What is puzzling is that Stengel conflicts with another Second Department case decided in 2014. Patel v. Bd. of Trustees of Inc. Vill. of Muttontown, 115 A.D.3d 862 (2d Dep’t 2014). In Patel, the Court held that issuance of a SEQRA findings statement did not inflict injury in the absence of an actual determination of the subject applications for a special use permit and site-plan approval and, thus, the challenge to the adoption of the findings statement is not ripe for adjudication. Id. at 864. Although the Court in Stengel mentioned the holding in Patel, it did not provide any explanation as to why the issuance of a negative declaration was considered a final action, while the issuance of a findings statement was not.

Cases determined by the New York State Court of Appeals shed little light on this issue. Compare Eadie v. Town Board of Town of North Greenbush, 7 N.Y.3d 306 (2006)(holding that proceeding challenging generic environmental impact statement was not barred by the statute of limitations because petitioners suffered no concrete injury until the Town Board approved the underlying rezoning application) and Stop-The-Barge v. Cahill, 1 N.Y.3d 218 (2003)(holding that issuance of a conditional negative declaration resulted in actual concrete injury to petitioners because the declaration allowed the developer to proceed with the project without preparing an environmental impact statement).

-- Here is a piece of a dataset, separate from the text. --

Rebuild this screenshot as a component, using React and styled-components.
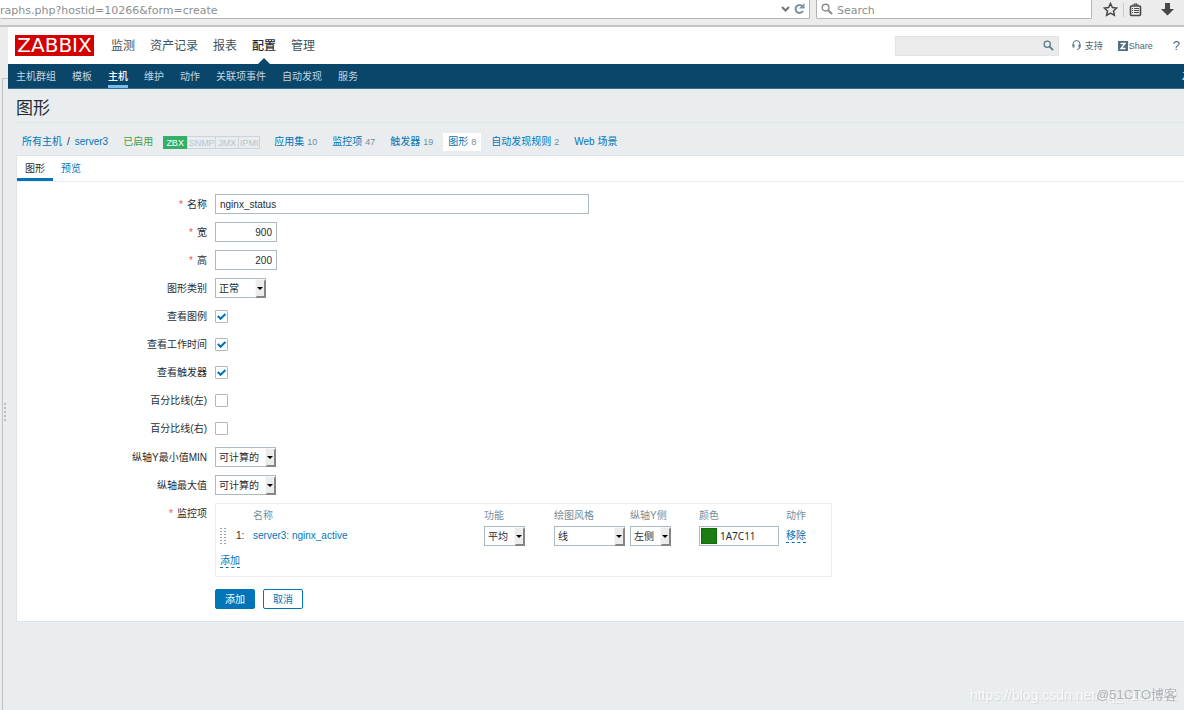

In view of the foregoing decisions and uncertainty, it is prudent to act as if the limitations period for challenging a negative declaration commences when the negative declaration is issued, and not wait until the underlying permits or approvals are granted. For this reason, all interested parties and their counsel are advised to be vigilant in monitoring land use applications and challenging the issuance of a negative declaration or risk a determination that the time to challenge such negative declaration is lost.